I think Intel just requested from all reviewers that they do not publish any overclocking benchmarks. Why they did this I don't know, but the most probable guess would be that the chips are poor overclockers.
I seriously doubt that they offered a separate embargo for overclocking. It's really probably just because of computex. There is precedent for this kind of thing. These review sites only have so much capacity abs trade shows eat a lot of it. Whether or not Intel intentionally exploited that phenomena is another thing entirely. They probably did. But that's just a sly passive way to minimize the presence of overclocking results in "part 1" reviews. There's deniability. If they outright embargoed overclocking to a later date, then that's a potential pr nightmare waiting to happen. You can't get the benefit of the doubt like the other possibility. There's no way Intel would be that stupid.
There is already a cashback deal on the new Broadwell chips - e.g. 50€ off, if you get them with a new ASUS board. Funny thing is, the chips aren't even available yet. https://toptechcashback.com/at/de/pages/cpumb/qualifying 75€ for 5820K + board 50€ for 4790K + board 40€ for 4690K + board In my weakest moments I think about just getting a 4690K and be done with it.
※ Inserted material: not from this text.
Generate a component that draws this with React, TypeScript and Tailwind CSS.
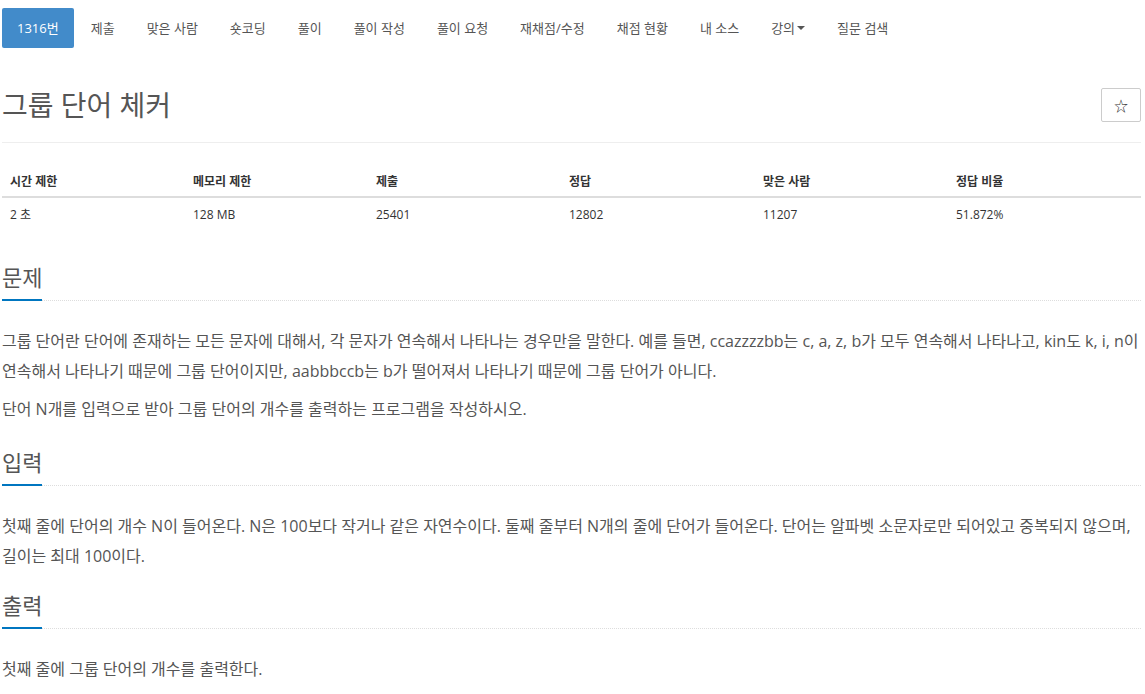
import React from "react";

const font = { fontFamily: '"Open Sans", "Noto Sans CJK KR", sans-serif' };

const navItems = ["제출", "맞은 사람", "숏코딩", "풀이", "풀이 작성", "풀이 요청", "재채점/수정", "채점 현황", "내 소스"];

function Section({ title, className, children }: { title: string; className?: string; children: React.ReactNode }) {
  return (
    <section className={className}>
      <div className="border-b border-dotted border-[#ddd] flex">
        <h2 className="text-[22px] leading-[32px] text-[#555] font-normal border-b-2 border-[#0076c0] pb-[6px] -mb-px">
          {title}
        </h2>
      </div>
      <div className="pt-[25px] text-[16px] leading-[30px] text-[#555]">{children}</div>
    </section>
  );
}

export default function App() {
  return (
    <div className="bg-white min-h-[694px] pl-[2px] pr-[4px]" style={font}>
      <ul className="flex pt-[8px] text-[13px] leading-[20px]">
        <li className="bg-[#428bca] text-white px-[15px] py-[10px] rounded-[2px]">1316번</li>
        {navItems.map((n) => (
          <li key={n} className="ml-[2px] px-[15px] py-[10px] text-[#555]">
            {n}
          </li>
        ))}
        <li className="ml-[2px] px-[15px] py-[10px] text-[#555] flex items-center">
          강의
          <span className="ml-[2px] inline-block w-0 h-0 border-l-[4px] border-r-[4px] border-t-[4px] border-l-transparent border-r-transparent border-t-[#555]" />
        </li>
        <li className="ml-[2px] px-[15px] py-[10px] text-[#555]">질문 검색</li>
      </ul>

      <div className="flex items-center justify-between mt-[37px] pb-[17px] border-b border-[#eee]">
        <h1 className="text-[28px] leading-[40px] text-[#555] font-normal">그룹 단어 체커</h1>
        <button className="w-[40px] h-[34px] border border-[#ccc] rounded-[2px] text-[14px] text-[#333] flex items-center justify-center">
          ☆
        </button>
      </div>

      <table className="mt-[22px] w-full text-[12px] text-[#333] border-collapse">
        <thead>
          <tr className="border-b-2 border-[#ddd]">
            <th className="w-[183px] text-left font-bold px-[8px] pt-[8px] pb-[6px] leading-[17px]">시간 제한</th>
            <th className="w-[183px] text-left font-bold px-[8px] pt-[8px] pb-[6px] leading-[17px]">메모리 제한</th>
            <th className="w-[193px] text-left font-bold px-[8px] pt-[8px] pb-[6px] leading-[17px]">제출</th>
            <th className="w-[194px] text-left font-bold px-[8px] pt-[8px] pb-[6px] leading-[17px]">정답</th>
            <th className="w-[193px] text-left font-bold px-[8px] pt-[8px] pb-[6px] leading-[17px]">맞은 사람</th>
            <th className="w-[193px] text-left font-bold px-[8px] pt-[8px] pb-[6px] leading-[17px]">정답 비율</th>
          </tr>
        </thead>
        <tbody>
          <tr>
            <td className="px-[8px] py-[8px] leading-[17px]">2 초</td>
            <td className="px-[8px] py-[8px] leading-[17px]">128 MB</td>
            <td className="px-[8px] py-[8px] leading-[17px]">25401</td>
            <td className="px-[8px] py-[8px] leading-[17px]">12802</td>
            <td className="px-[8px] py-[8px] leading-[17px]">11207</td>
            <td className="px-[8px] py-[8px] leading-[17px]">51.872%</td>
          </tr>
        </tbody>
      </table>

      <div className="mt-[30px] flex flex-col">
        <Section title="문제">
          <p className="mb-[8px]">
            그룹 단어란 단어에 존재하는 모든 문자에 대해서, 각 문자가 연속해서 나타나는 경우만을 말한다. 예를 들면, ccazzzzbb는 c, a, z, b가 모두 연속해서 나타나고, kin도 k, i, n이 연속해서 나타나기 때문에 그룹 단어이지만, aabbbccb는 b가 떨어져서 나타나기 때문에 그룹 단어가 아니다.
          </p>
          <p>단어 N개를 입력으로 받아 그룹 단어의 개수를 출력하는 프로그램을 작성하시오.</p>
        </Section>
        <Section title="입력" className="mt-[22px]">
          <p>
            첫째 줄에 단어의 개수 N이 들어온다. N은 100보다 작거나 같은 자연수이다. 둘째 줄부터 N개의 줄에 단어가 들어온다. 단어는 알파벳 소문자로만 되어있고 중복되지 않으며, 길이는 최대 100이다.
          </p>
        </Section>
        <Section title="출력" className="mt-[18px]">
          <p>첫째 줄에 그룹 단어의 개수를 출력한다.</p>
        </Section>
      </div>
    </div>
  );
}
Emma, give me the strength to resist!
So yeah, that's a pretty fucking terrible overclock. Any IPC gains are swallowed by the poor OC. I hope that's a lemon.
what about that chinese dude that tested overclocking in march? I can't find the article anymore but he was at 4.6 on air. I wounder if L4 cache makes any difference in benchmarks, when you compare igp vs discrete gfx card.
. It depends what kind of voltage it took to get there. In general, you can't put as much voltage through smaller chips or they asplode. So if the necessary vcore was much lower than 1.28, then it wouldn't be that bad of an overclock. But that voltage is high-ish even for a Haswell chip at that clock speed, let alone a smaller Broadwell chip. So yeah, I'm hoping that those guys were either bad at overclocking or got a lemon.